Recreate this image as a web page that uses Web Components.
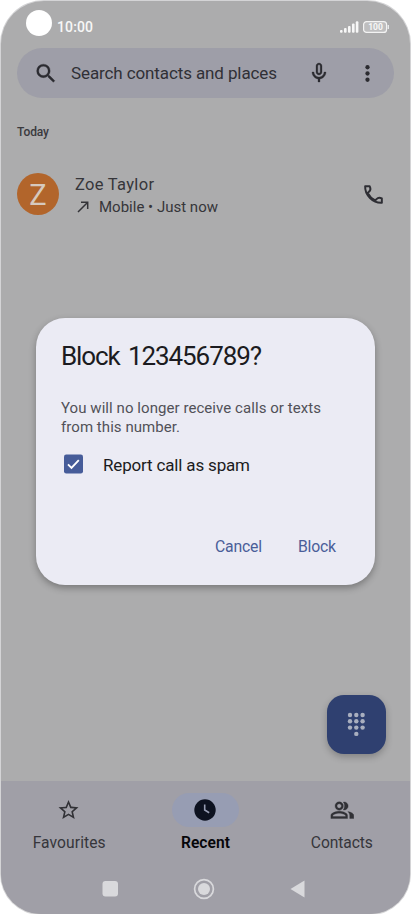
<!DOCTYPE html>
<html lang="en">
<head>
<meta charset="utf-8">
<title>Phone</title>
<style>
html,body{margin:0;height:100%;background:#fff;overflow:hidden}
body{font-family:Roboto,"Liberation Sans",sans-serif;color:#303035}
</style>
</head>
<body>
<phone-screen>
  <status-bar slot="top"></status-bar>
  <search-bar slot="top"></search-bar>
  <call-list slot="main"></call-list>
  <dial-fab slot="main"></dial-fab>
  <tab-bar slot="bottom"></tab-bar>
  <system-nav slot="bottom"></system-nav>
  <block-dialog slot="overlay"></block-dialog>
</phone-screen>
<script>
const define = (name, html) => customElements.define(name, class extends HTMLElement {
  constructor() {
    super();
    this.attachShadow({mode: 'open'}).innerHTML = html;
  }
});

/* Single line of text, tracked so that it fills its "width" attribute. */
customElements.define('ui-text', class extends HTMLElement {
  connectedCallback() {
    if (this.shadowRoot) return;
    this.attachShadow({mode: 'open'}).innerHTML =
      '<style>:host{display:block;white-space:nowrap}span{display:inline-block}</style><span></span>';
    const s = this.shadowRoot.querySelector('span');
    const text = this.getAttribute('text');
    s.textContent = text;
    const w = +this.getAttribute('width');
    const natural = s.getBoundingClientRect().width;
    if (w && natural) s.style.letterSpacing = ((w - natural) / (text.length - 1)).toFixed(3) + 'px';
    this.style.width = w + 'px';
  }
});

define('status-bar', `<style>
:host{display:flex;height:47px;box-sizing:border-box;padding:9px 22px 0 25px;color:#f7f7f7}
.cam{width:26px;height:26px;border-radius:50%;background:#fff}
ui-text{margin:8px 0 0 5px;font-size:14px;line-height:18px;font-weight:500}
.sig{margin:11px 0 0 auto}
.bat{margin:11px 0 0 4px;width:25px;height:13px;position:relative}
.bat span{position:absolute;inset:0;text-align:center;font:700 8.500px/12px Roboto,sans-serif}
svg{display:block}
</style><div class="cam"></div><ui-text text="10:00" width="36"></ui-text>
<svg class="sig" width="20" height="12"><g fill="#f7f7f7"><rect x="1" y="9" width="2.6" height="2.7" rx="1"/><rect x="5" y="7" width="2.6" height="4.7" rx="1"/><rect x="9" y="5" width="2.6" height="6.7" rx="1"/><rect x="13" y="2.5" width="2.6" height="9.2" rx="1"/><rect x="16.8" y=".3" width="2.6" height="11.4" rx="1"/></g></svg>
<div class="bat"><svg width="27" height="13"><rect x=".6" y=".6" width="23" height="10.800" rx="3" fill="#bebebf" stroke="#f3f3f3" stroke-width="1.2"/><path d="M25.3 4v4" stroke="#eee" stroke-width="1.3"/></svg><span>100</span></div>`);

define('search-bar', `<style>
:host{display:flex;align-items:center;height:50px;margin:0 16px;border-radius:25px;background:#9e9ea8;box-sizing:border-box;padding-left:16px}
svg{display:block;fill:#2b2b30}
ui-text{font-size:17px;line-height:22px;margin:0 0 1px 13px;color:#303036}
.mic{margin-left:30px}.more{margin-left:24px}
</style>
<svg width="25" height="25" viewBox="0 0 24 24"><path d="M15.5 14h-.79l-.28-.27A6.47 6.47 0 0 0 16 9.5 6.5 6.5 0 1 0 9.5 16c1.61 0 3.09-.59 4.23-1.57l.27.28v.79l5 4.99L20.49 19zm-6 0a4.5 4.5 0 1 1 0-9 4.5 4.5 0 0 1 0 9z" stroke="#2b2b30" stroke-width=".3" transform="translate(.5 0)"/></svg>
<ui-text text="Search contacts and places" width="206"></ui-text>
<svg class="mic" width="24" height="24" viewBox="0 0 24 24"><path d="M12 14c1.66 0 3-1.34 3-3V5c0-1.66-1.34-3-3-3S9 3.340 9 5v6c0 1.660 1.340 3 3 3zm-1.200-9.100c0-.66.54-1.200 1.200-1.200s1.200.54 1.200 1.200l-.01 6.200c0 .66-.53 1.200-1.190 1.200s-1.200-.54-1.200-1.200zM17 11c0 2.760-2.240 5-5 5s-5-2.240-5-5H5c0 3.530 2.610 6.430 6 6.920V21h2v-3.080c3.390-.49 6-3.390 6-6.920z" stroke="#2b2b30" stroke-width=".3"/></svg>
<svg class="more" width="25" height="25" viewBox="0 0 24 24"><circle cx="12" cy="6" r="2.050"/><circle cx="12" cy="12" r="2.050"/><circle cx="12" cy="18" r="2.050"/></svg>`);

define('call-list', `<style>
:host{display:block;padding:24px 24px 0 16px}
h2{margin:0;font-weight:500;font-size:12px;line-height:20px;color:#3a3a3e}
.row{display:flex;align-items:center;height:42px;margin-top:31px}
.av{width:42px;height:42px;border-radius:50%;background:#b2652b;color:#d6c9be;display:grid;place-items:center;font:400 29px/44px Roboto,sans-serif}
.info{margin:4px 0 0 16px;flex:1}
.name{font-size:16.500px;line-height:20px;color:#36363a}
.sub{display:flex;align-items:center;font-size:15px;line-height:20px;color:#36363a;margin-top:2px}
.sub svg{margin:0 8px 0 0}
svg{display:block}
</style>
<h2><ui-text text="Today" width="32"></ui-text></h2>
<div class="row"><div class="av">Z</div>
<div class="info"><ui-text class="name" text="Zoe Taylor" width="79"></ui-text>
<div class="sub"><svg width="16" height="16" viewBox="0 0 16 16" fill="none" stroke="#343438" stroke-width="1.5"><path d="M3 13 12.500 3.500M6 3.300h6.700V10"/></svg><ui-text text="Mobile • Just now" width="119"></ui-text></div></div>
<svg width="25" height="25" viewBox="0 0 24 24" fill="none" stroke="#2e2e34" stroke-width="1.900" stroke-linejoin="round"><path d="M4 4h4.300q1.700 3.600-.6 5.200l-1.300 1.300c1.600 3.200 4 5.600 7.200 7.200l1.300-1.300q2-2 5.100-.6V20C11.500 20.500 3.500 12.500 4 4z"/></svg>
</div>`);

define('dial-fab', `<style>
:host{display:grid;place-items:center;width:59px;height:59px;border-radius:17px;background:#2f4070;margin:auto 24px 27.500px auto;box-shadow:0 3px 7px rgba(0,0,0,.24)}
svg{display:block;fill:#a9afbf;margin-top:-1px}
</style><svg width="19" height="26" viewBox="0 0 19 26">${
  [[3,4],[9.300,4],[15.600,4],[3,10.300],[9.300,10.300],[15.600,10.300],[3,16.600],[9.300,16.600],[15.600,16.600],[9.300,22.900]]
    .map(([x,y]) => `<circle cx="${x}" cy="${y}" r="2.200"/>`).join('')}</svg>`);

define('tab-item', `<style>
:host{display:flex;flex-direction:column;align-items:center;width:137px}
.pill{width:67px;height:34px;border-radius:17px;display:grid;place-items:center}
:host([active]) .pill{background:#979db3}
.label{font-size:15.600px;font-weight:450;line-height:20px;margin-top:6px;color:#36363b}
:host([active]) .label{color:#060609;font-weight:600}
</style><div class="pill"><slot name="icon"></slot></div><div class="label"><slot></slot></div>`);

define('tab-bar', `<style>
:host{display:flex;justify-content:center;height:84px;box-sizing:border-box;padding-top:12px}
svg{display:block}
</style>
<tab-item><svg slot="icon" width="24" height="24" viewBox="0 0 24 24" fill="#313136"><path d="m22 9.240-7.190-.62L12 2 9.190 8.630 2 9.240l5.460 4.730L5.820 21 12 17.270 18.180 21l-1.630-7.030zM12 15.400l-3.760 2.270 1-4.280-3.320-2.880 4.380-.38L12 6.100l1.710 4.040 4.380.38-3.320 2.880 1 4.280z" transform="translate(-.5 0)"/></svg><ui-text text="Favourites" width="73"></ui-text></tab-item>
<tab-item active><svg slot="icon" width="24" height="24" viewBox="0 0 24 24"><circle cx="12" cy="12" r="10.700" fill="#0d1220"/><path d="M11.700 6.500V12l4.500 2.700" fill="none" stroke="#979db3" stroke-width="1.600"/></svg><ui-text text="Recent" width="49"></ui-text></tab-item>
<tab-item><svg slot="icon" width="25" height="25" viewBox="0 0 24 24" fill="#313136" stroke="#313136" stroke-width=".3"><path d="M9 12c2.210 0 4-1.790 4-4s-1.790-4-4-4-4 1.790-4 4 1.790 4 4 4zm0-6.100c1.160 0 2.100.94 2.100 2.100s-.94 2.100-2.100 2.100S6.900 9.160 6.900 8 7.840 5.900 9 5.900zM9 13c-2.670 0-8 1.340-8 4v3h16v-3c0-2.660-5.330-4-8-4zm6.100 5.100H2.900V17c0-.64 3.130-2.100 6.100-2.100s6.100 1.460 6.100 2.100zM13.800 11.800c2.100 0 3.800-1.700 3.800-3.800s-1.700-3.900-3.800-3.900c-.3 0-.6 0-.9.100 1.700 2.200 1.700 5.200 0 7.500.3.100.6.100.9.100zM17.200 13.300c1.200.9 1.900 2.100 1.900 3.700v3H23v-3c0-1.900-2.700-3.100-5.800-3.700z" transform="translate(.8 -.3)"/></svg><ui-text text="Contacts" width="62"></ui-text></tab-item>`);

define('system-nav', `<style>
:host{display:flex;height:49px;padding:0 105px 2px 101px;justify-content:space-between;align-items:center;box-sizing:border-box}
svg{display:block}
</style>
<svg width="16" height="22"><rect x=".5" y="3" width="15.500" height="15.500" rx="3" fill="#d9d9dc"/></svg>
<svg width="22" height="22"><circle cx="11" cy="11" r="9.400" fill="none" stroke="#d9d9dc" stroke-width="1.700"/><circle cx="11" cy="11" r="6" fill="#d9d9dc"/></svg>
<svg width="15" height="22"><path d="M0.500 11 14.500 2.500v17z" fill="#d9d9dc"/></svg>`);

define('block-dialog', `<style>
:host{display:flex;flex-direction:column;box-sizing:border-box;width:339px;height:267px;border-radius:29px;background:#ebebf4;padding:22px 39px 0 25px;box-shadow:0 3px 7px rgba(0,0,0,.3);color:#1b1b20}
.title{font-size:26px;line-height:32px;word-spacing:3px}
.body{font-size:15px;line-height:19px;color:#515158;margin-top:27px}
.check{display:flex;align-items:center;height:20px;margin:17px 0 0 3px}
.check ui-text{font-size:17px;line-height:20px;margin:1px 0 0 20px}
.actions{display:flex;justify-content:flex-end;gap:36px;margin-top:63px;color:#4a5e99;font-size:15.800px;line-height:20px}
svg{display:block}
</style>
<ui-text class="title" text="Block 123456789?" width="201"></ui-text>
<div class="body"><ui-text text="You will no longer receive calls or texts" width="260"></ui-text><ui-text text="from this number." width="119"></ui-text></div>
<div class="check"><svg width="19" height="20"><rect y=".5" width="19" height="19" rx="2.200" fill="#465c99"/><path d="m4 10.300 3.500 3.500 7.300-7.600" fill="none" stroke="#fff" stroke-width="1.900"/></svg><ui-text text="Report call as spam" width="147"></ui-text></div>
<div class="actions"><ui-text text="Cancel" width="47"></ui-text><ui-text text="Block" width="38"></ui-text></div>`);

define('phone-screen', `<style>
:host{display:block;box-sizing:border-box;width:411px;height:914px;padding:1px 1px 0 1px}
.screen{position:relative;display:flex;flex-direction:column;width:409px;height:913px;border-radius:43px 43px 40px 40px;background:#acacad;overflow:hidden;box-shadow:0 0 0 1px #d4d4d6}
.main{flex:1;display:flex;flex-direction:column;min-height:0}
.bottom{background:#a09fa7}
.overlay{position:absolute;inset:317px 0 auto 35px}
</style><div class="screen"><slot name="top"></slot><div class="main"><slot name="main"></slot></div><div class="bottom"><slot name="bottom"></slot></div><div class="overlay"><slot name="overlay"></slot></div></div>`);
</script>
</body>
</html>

☆ ☆ ☆

What to do »
Scan the data above and copy every line with "that" in it.

Answer to this problem »
Recreate this image as a web page that uses Web Components.
/* Single line of text, tracked so that it fills its "width" attribute. */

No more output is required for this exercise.